The second incident of note was the day when a nurse burst in and declared loud enough to be heard all the way in Hopkins, "Mr. Carl, we note that you haven't had a bowel movement in several days.  I'll need to give you this suppository."  At the tender age of nearly-13 I was wise enough to know where a suppository ends up.  Right at that moment I needed an Ed McMahon-type sidekick to provide a "Heyyyy-ohhhhhh!"  I announced confidently that I could produce some war materiel right then and there (ok, I didn't use that phrase at the time but it fits), shucked the traction booties in nanoseconds, hobbled to the bathroom before the nurse could offer a rebuttal, and set to work like my life depended on it.  Which, at that age, it seemed like it did since dying of embarrassment is a real pre-teen affliction.  Fortunately my intestinal tract came through for me.

Other than those heart-stopping moments it was an endless cycle of cheesy re-runs, staring out the window at summer going by, reading books ("The Bourne Identity" was one, then I had to wait 20 years for the movie), and hospital food.  I remember my mom gamely trying to raise my spirits before arriving at the hospital by telling me that hospital food was great and they let you pick what you want from a menu!  I later learned what every adult knew:  everything tasted the same regardless of what color it was.  Nice try, though, Mom.

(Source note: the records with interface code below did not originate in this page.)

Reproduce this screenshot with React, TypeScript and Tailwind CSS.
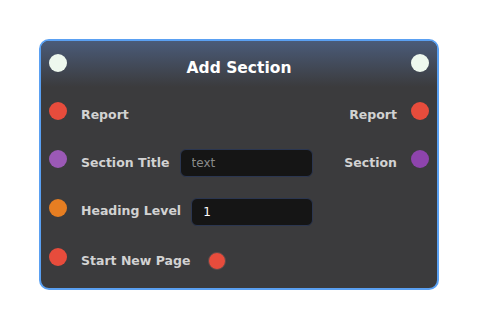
const font = { fontFamily: '"DejaVu Sans", Verdana, sans-serif' };

function Dot({ color, up = true }: { color: string; up?: boolean }) {
  return <span className={`block w-[18px] h-[18px] rounded-full shrink-0 ${up ? "mb-2" : "-mt-[2px]"} ${color}`} />;
}

export default function App() {
  return (
    <div className="w-[477px] h-[329px] bg-white pt-[39px] pl-[39px]" style={font}>
      <div className="w-[400px] h-[251px] rounded-[10px] border-2 border-[#5aa0f2] bg-[#3b3b3d] overflow-hidden">
        {/* header */}
        <div className="h-[46px] flex items-center justify-between px-2 bg-gradient-to-b from-[#4a5b79] to-[#3b3b3d]">
          <Dot color="bg-[#eef8ee]" up={false} />
          <h1 className="text-[15.5px] font-bold text-white mt-[10px]">Add Section</h1>
          <Dot color="bg-[#eef8ee]" up={false} />
        </div>

        <div className="pt-1 text-[12.5px] font-bold text-[#d2d2d2]">
          {/* Report */}
          <div className="h-[48px] grid grid-cols-[minmax(0,1fr)_124px] items-center">
            <div className="flex items-center gap-[14px] pl-2">
              <Dot color="bg-[#e74c3c]" />
              <span>Report</span>
            </div>
            <div className="flex items-center justify-end gap-[14px] pr-2">
              <span>Report</span>
              <Dot color="bg-[#e74c3c]" />
            </div>
          </div>

          {/* Section Title */}
          <div className="h-[48px] grid grid-cols-[minmax(0,1fr)_124px] items-center">
            <div className="flex items-center gap-[14px] pl-2">
              <Dot color="bg-[#9b59b6]" />
              <span className="whitespace-nowrap">Section Title</span>
              <input
                placeholder="text"
                className="flex-1 w-0 min-w-0 -ml-1 h-[28px] rounded-[6px] bg-[#151515] border border-[#2b3650] pl-[11px] text-[12px] font-normal text-white placeholder:text-[#8a8a8a] outline-none"
              />
            </div>
            <div className="flex items-center justify-end gap-[14px] pr-2">
              <span>Section</span>
              <Dot color="bg-[#8e44ad]" />
            </div>
          </div>

          {/* Heading Level */}
          <div className="h-[49px] grid grid-cols-[minmax(0,1fr)_124px] items-center">
            <div className="flex items-center gap-[14px] pl-2">
              <Dot color="bg-[#e67e22]" />
              <span className="whitespace-nowrap">Heading Level</span>
              <input
                defaultValue="1"
                className="flex-1 w-0 min-w-0 -ml-1 h-[28px] rounded-[6px] bg-[#151515] border border-[#2b3650] pl-[11px] text-[12px] font-normal text-white outline-none"
              />
            </div>
            <div />
          </div>

          {/* Start New Page */}
          <div className="h-[50px] grid grid-cols-[minmax(0,1fr)_124px] items-center">
            <div className="flex items-center gap-[14px] pl-2">
              <Dot color="bg-[#e74c3c]" />
              <span className="whitespace-nowrap">Start New Page</span>
              <span className="ml-1 block w-[18px] h-[18px] rounded-full bg-[#e74c3c] border border-[#5a4a4a]" />
            </div>
            <div />
          </div>
        </div>
      </div>
    </div>
  );
}
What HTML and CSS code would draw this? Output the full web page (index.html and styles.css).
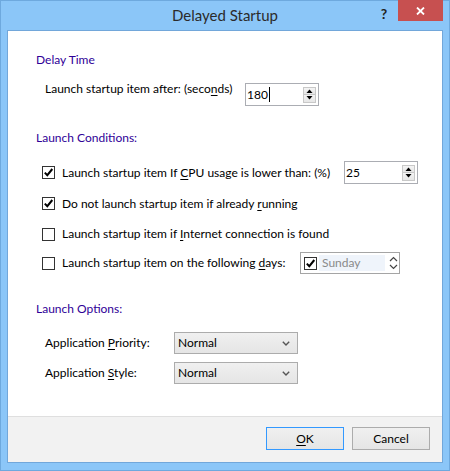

After exactly one week to the minute from my arrival I was discharged from the Big House in a wheelchair.  I bid farewell to Nurse Suppository and Gasoline Boy and Unspeakable Procedure Boy and 3-Needles of Death Doctor and Laverne and Shirley and Lenny and Squiggy and an electrically adjustable bed that gets much less interesting after 30 minutes, much less 7 days.  Now when I'm stuck doing something horrifically dull I can look back with a smirk and think, "Dull?  I set the bar on dull pretty high back in the day.  You young'uns haven't even seen dull."